You know that saying, “Live like you were dying?” I never understood that.

Why would you just not live like you were living?

What if your life’s purpose was simply to live? To feel the fullness of every emotion. To experience the sensation of every stimulus on every nerve ending. To connect with others and with yourself as completely as possible.

I have been slowly coming to this realization as I’ve stumbled up the path of motherhood.

When motherhood first hit me, it hit hard and sweet. I know that doesn’t happen for everyone. But for me, it was like that “aha” moment. A light at the end of a tunnel of a lot of different emotions.

It came on strong and with ecstasy. I can still point to that moment in the hospital, my first son gooey and warm on my chest, when I professed my love for everyone in the room.
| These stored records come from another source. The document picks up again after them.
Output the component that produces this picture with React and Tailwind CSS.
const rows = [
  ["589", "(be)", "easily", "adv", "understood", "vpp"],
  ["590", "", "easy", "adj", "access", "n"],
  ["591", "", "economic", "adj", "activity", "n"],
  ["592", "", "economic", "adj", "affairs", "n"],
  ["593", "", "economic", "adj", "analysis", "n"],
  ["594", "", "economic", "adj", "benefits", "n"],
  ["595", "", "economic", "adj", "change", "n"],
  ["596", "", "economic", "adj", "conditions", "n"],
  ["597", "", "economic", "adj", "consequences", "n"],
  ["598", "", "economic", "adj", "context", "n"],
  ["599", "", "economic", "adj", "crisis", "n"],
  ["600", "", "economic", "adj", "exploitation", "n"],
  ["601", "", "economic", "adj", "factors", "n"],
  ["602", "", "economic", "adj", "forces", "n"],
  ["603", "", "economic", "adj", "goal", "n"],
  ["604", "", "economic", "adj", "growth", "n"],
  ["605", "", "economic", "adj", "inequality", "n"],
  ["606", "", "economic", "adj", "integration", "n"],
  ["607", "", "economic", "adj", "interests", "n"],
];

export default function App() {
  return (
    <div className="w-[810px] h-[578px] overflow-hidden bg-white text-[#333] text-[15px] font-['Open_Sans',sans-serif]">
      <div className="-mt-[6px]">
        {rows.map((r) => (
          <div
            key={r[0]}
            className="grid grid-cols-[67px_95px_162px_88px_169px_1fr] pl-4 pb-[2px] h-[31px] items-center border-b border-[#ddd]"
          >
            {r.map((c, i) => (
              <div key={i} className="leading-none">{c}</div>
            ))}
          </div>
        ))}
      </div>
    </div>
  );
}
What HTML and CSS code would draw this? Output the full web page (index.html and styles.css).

They say you burst with love when you have children. I did.

And it felt like purpose.

After that came a lot of learning and curiosity. I was moving through the milestones with this child. I was adapting to new wavelengths of energy, lack of sleep and hormones. I was inspired to simply absorb every soft tuft of his hair and every gentle coo.

And it felt like purpose.

I had a second son. He was sweet as honey, but he brought with him a wave of overwhelm that I had never experienced.

And it felt like purpose.

They grew, and they became their own little people who connected with the world with their own purpose. They lost some of the sweetness but gained wisdom. They let go of some of the gentleness and took on ferocity. I acquired a sense of anger and even rage that I’d never felt before.

And it felt like purpose.

As if all of these new and intense emotions weren’t enough, I took on much more. I took on “stuff.” You know that multitasking ability that new mothers become so adept at within the first few months of their kids being born? I took that on. Along with it, I took on a few business ventures.

That felt like purpose too.

And there have been pieces in between that have felt like everything is coming crashing down. Those moments where you’re out of control because you’re raising little humans in a house with another adult human and everyone’s emotions are on top of each other and no one is really quite sure of their purpose.

That has felt like purpose too.

I have come to realize that the more I strive to feel the feelings, to live the life, the more purposeful I feel. It’s not about the “stuff.” It’s not about the achievements. It’s not about what kind of kids I raise or how happy my family is or how successful I am in my business or what kind of books I write.

It’s about the feelings I have when I’m living it. The hard, the sweet, the pain, the ecstasy, the overwhelm, the rage, the curiosity, the anger, the sorrow, the bliss. Those are the purpose.

The purpose is simply to live, mama. It’s to live like you are living.